POR HUMBERTO CAMPOS DE ALCÂNTARA

Imagine a seguinte cena: Felipe Camarão, o vice-governador do Maranhão e Secretário de Educação, é um jovem sonhador, com ideias altamente progressistas. Tem uma avó, Jean Moses Camarão, professora da UFMA, com ideias lúcidas sobre livros, formação de professores, entre outros aspectos. Esse jovem, que diversas vezes visita a sala da docente, no antigo Centro de Estudos Básicos, no Campus do Bacanga, com a sua magnífica biblioteca, com os livros doados pela avó, tem a primeira lição, de tantas que terá até chegar à idade adulta: os livros são como um portal para a entrada num mundo muito melhor.
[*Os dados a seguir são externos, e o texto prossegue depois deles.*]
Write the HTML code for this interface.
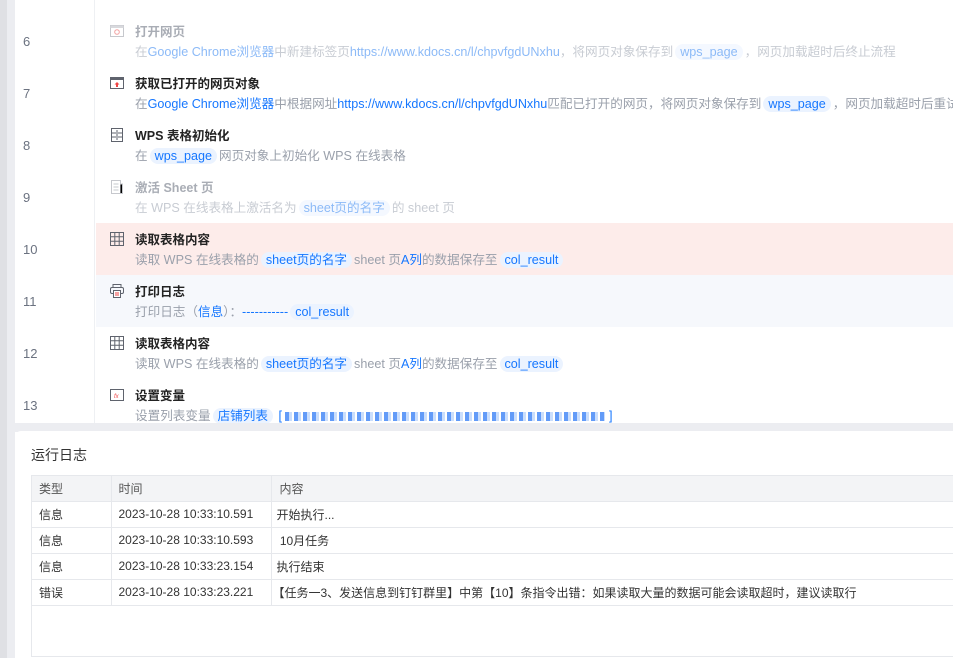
<!DOCTYPE html>
<html><head><meta charset="utf-8"><style>
*{margin:0;padding:0;box-sizing:border-box}
body{width:953px;height:658px;overflow:hidden;background:#fff;font-family:"Liberation Sans","Noto Sans CJK SC",sans-serif;position:relative}
.strip1{position:absolute;left:0;top:0;width:7px;height:658px;background:#dfe0e4}
.strip2{position:absolute;left:7px;top:0;width:8px;height:658px;background:#ecedf1}
.numcol{position:absolute;left:15px;top:0;width:80px;height:423px;background:#fff;border-right:1px solid #eef0f3}
.row{position:absolute;left:96px;width:857px;height:52px}
.num{position:absolute;left:23px;font-size:13px;color:#6b7280;width:40px}
.ic{position:absolute;left:14px;top:9px;width:14px;height:14px}
.t{position:absolute;left:39px;top:6px;font-size:12.5px;font-weight:bold;color:#222;white-space:nowrap}
.d{position:absolute;left:39px;top:26px;font-size:12.6px;color:#9aa0ab;white-space:nowrap}
.b{color:#1677ff}
.tag{background:#ebf3ff;color:#1677ff;border-radius:9px;padding:1px 5px;margin:0 2px}
.fade .t{color:#a9adb5}.fade .d{color:#c8ccd3}.fade .b{color:#8cbaf7}.fade .tag{color:#8cbaf7;background:#f4f8ff}
.gap{position:absolute;left:15px;top:423px;width:938px;height:9px;background:#ecedf1}
.card{position:absolute;left:15px;top:431px;width:938px;height:227px;background:#fff;border-top-left-radius:6px}
.card h3{position:absolute;left:16px;top:14px;font-size:14px;font-weight:normal;color:#333}
.tbl{position:absolute;left:16px;top:44px;width:940px;height:182px;border:1px solid #e6e8ec}
table{width:100%;border-collapse:collapse;font-size:12px;color:#333}
td{border-bottom:1px solid #e6e8ec;border-right:1px solid #e6e8ec;height:26px;padding:0 7px;white-space:nowrap}
tr.h td{background:#f3f4f6;color:#555;height:25px}
.blur{display:inline-block;height:9px;background:repeating-linear-gradient(90deg,#3b82f6 0 4px,#bcd5fb 4px 7px,#fff 7px 9px);vertical-align:middle;opacity:.8}
</style></head><body>
<div class="strip1"></div><div class="strip2"></div>
<div class="numcol"></div>

<div class="num" style="top:34px">6</div>
<div class="num" style="top:86px">7</div>
<div class="num" style="top:138px">8</div>
<div class="num" style="top:190px">9</div>
<div class="num" style="top:242px">10</div>
<div class="num" style="top:294px">11</div>
<div class="num" style="top:346px">12</div>
<div class="num" style="top:398px">13</div>

<div class="row fade" style="top:15px">
<svg class="ic" viewBox="0 0 14 14"><rect x="0.5" y="1.5" width="13" height="11" fill="none" stroke="#c6c8cd"/><rect x="0.5" y="1.5" width="13" height="2.5" fill="#d8d9dd"/><circle cx="7" cy="8" r="2.3" fill="none" stroke="#f2a3a3"/></svg>
<div class="t">打开网页</div>
<div class="d">在<span class="b">Google Chrome浏览器</span>中新建标签页<span class="b">https://www.kdocs.cn/l/chpvfgdUNxhu</span>，将网页对象保存到<span class="tag">wps_page</span>，网页加载超时后终止流程</div></div>

<div class="row" style="top:67px">
<svg class="ic" viewBox="0 0 14 14"><rect x="0.5" y="1.5" width="13" height="11" fill="none" stroke="#5f636d"/><rect x="0.5" y="1.5" width="13" height="2.5" fill="#5f636d"/><path d="M7 6l-2.5 2.5h1.5v2.5h2v-2.5h1.5z" fill="#ef4444"/></svg>
<div class="t">获取已打开的网页对象</div>
<div class="d">在<span class="b">Google Chrome浏览器</span>中根据网址<span class="b">https://www.kdocs.cn/l/chpvfgdUNxhu</span>匹配已打开的网页，将网页对象保存到<span class="tag">wps_page</span>，网页加载超时后重试</div></div>

<div class="row" style="top:119px">
<svg class="ic" viewBox="0 0 14 14"><rect x="1.5" y="0.5" width="11" height="13" fill="none" stroke="#5f636d"/><path d="M1.5 5h11M1.5 9h11M6 3h2M6 7h2M6 11h2" stroke="#5f636d"/></svg>
<div class="t">WPS 表格初始化</div>
<div class="d">在<span class="tag">wps_page</span>网页对象上初始化 WPS 在线表格</div></div>

<div class="row fade" style="top:171px">
<svg class="ic" viewBox="0 0 14 14"><rect x="1.5" y="0.5" width="9" height="13" fill="none" stroke="#c6c8cd"/><path d="M10.5 4h2v9.5h-2M3.5 4h5M3.5 7h5M3.5 10h5" stroke="#c6c8cd"/></svg>
<div class="t">激活 Sheet 页</div>
<div class="d">在 WPS 在线表格上激活名为<span class="tag">sheet页的名字</span>的 sheet 页</div></div>

<div class="row" style="top:223px;background:#fdecea">
<svg class="ic" viewBox="0 0 14 14"><rect x="0.5" y="0.5" width="13" height="13" fill="none" stroke="#5f636d"/><path d="M0.5 4.8h13M0.5 9.2h13M4.8 0.5v13M9.2 0.5v13" stroke="#5f636d"/></svg>
<div class="t">读取表格内容</div>
<div class="d">读取 WPS 在线表格的<span class="tag">sheet页的名字</span>sheet 页<span class="b">A列</span>的数据保存至<span class="tag">col_result</span></div></div>

<div class="row" style="top:275px;background:#f6f8fc">
<svg class="ic" viewBox="0 0 14 14"><rect x="3" y="0.5" width="8" height="3" fill="none" stroke="#5f636d"/><rect x="0.5" y="3.5" width="13" height="6" rx="1.5" fill="none" stroke="#5f636d"/><rect x="3.5" y="6.5" width="7" height="7" fill="#fff" stroke="#5f636d"/><path d="M5 9h4M5 11h4" stroke="#ef4444"/></svg>
<div class="t">打印日志</div>
<div class="d">打印日志（<span class="b">信息</span>）：<span style="color:#1677ff">-----------</span><span class="tag">col_result</span></div></div>

<div class="row" style="top:327px">
<svg class="ic" viewBox="0 0 14 14"><rect x="0.5" y="0.5" width="13" height="13" fill="none" stroke="#5f636d"/><path d="M0.5 4.8h13M0.5 9.2h13M4.8 0.5v13M9.2 0.5v13" stroke="#5f636d"/></svg>
<div class="t">读取表格内容</div>
<div class="d">读取 WPS 在线表格的<span class="tag">sheet页的名字</span>sheet 页<span class="b">A列</span>的数据保存至<span class="tag">col_result</span></div></div>

<div class="row" style="top:379px">
<svg class="ic" viewBox="0 0 14 14"><rect x="0.5" y="1.5" width="13" height="11" fill="none" stroke="#5f636d"/><text x="4" y="10" font-size="6" fill="#ef4444" font-style="italic">fx</text></svg>
<div class="t">设置变量</div>
<div class="d">设置列表变量<span class="tag">店铺列表</span>  <span class="b">[</span> <span class="blur" style="width:320px"></span> <span class="b">]</span></div></div>

<div class="gap"></div>
<div class="card"><h3>运行日志</h3>
<div class="tbl"><table>
<tr class="h"><td style="width:79px">类型</td><td style="width:160px">时间</td><td style="padding-left:8px">内容</td></tr>
<tr><td>信息</td><td>2023-10-28 10:33:10.591</td><td style="padding-left:5px">开始执行...</td></tr>
<tr><td>信息</td><td>2023-10-28 10:33:10.593</td><td style="padding-left:5px">&nbsp;10月任务</td></tr>
<tr><td>信息</td><td>2023-10-28 10:33:23.154</td><td style="padding-left:5px">执行结束</td></tr>
<tr><td>错误</td><td>2023-10-28 10:33:23.221</td><td style="padding-left:1px">【任务一3、发送信息到钉钉群里】中第【10】条指令出错：如果读取大量的数据可能会读取超时，建议读取行</td></tr>
</table></div></div>
</body></html>
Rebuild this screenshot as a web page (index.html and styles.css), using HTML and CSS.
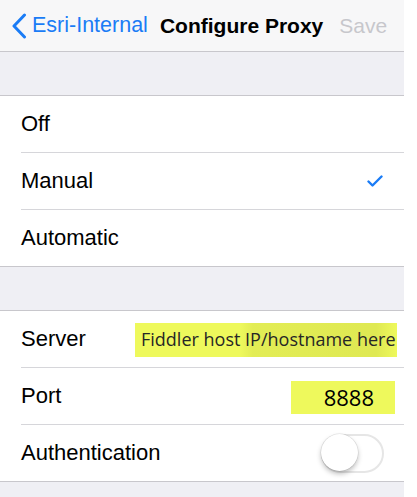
FILE: index.html
```html
<!DOCTYPE html>
<html>
<head>
    <title>Configure Proxy</title>
    <link rel="stylesheet" href="styles.css">
</head>
<body>

    <div class="screen">
        <header class="nav-bar">
            <a class="nav-back" href="#">
                <svg class="chevron" width="16" height="26" viewBox="0 0 16 26">
                    <path d="M13.5 2 L3 13 L13.5 24" fill="none" stroke="#1a7cf6" stroke-width="3" stroke-linecap="round" stroke-linejoin="round"/>
                </svg>
                <span>Esri-Internal</span>
            </a>
            <h1 class="nav-title">Configure Proxy</h1>
            <span class="nav-action">Save</span>
        </header>

        <div class="group-gap"></div>

        <ul class="group">
            <li class="cell"><div class="cell-body"><span class="cell-label">Off</span></div></li>
            <li class="cell">
                <div class="cell-body">
                    <span class="cell-label">Manual</span>
                    <svg class="check" width="16" height="12" viewBox="0 0 16 12">
                        <path d="M1.5 6.5 L5.5 10.5 L14.5 1.5" fill="none" stroke="#1a7cf6" stroke-width="2.4" stroke-linecap="round" stroke-linejoin="round"/>
                    </svg>
                </div>
            </li>
            <li class="cell"><div class="cell-body"><span class="cell-label">Automatic</span></div></li>
        </ul>

        <div class="group-gap"></div>

        <ul class="group">
            <li class="cell">
                <div class="cell-body">
                    <span class="cell-label">Server</span>
                    <span class="field field-server">Fiddler host IP/hostname here</span>
                </div>
            </li>
            <li class="cell">
                <div class="cell-body">
                    <span class="cell-label">Port</span>
                    <span class="field field-port">8888</span>
                </div>
            </li>
            <li class="cell">
                <div class="cell-body">
                    <span class="cell-label">Authentication</span>
                    <span class="switch"><span class="switch-knob"></span></span>
                </div>
            </li>
        </ul>

        <div class="group-gap bottom"></div>
    </div>

</body>
</html>
```

FILE: styles.css
```css
body {
    margin: 0;
    padding: 0;
    background-color: #ffffff;
    font-family: "Liberation Sans", Arial, sans-serif;
    color: #000000;
}

.screen {
    width: 404px;
    background-color: #efeff4;
}

/* navigation bar */

.nav-bar {
    height: 51px;
    display: flex;
    align-items: center;
    background-color: #f7f7f8;
    border-bottom: 1px solid #c8c7cc;
}

.nav-back {
    display: flex;
    align-items: center;
    margin-left: 11px;
    color: #1a7cf6;
    text-decoration: none;
    font-size: 21.5px;
}

.nav-back .chevron {
    margin-right: 5px;
}

.nav-title {
    margin: 0 0 0 12px;
    font-size: 21px;
    font-weight: bold;
}

.nav-action {
    margin-left: 16px;
    font-size: 21px;
    color: #c7c7cc;
}

/* grouped table */

.group-gap {
    height: 43px;
}

.group-gap.bottom {
    height: 16px;
}

.group {
    list-style: none;
    margin: 0;
    padding: 0;
    background-color: #ffffff;
    border-top: 1px solid #c8c7cc;
    border-bottom: 1px solid #c8c7cc;
}

.cell {
    padding-left: 21px;
}

.cell-body {
    height: 57px;
    box-sizing: border-box;
    display: flex;
    align-items: center;
    justify-content: space-between;
    border-bottom: 1px solid #d6d6da;
}

.cell:last-child .cell-body {
    border-bottom: none;
    height: 56px;
}

.cell-label {
    font-size: 22px;
}

.check {
    margin-right: 21px;
}

/* highlighted text fields */

.field {
    display: flex;
    align-items: center;
    background-color: #eef95c;
    font-family: "Open Sans", "Noto Sans", sans-serif;
    color: #262626;
}

.field-server {
    width: 262px;
    height: 34px;
    box-sizing: border-box;
    margin-right: 7px;
    margin-top: 2px;
    padding-left: 6px;
    padding-bottom: 2px;
    font-size: 18px;
    background-image: linear-gradient(to right, rgba(0, 0, 0, 0) 40%, rgba(90, 90, 0, 0.08) 45%, rgba(90, 90, 0, 0.1) 92%, rgba(0, 0, 0, 0) 100%);
}

.field-port {
    width: 104px;
    height: 33px;
    box-sizing: border-box;
    justify-content: flex-end;
    margin-right: 9px;
    margin-top: 2px;
    padding-right: 21px;
    font-size: 22px;
    color: #000000;
}

/* switch */

.switch {
    position: relative;
    width: 63px;
    height: 39px;
    box-sizing: border-box;
    margin-right: 20px;
    border: 2px solid #e6e6e6;
    border-radius: 20px;
    background-color: #ffffff;
}

.switch-knob {
    position: absolute;
    left: -2px;
    top: -2px;
    width: 37px;
    height: 37px;
    border-radius: 50%;
    background-color: #ffffff;
    box-shadow: 0 3px 5px rgba(0, 0, 0, 0.25), 0 0 0 0.5px rgba(0, 0, 0, 0.12);
}
```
Quem penetra neles, através da leitura, descobre muitas vezes o sentido da vida, os caminhos que deve seguir etc. Então... ainda jovem, o dito Felipe assiste, talvez por recomendação de algum professor ou do pai, ou da avó, ao filme O Nome da Rosa, filme dirigido por Jean-Jacques Annaud, com Sean Connery, baseado no romance homônimo do italiano Umberto Eco. Ao final, com a biblioteca em chamas, simbolizando Alexandria, com os seus milhares de livros, incluindo, segundo consta, o livro 2 da Poética de Aristóteles, destruídos para sempre, o jovem lança no rosto gotas e mais gotas de lágrimas. Como pode um desastre desse acontecer, então não sabem que o livro, como disse minha avó, é uma coisa sagrada? Triste, o jovem fica pensando. Um dia... nunca vou deixar rasgarem uma só página de um livro. Isso nunca...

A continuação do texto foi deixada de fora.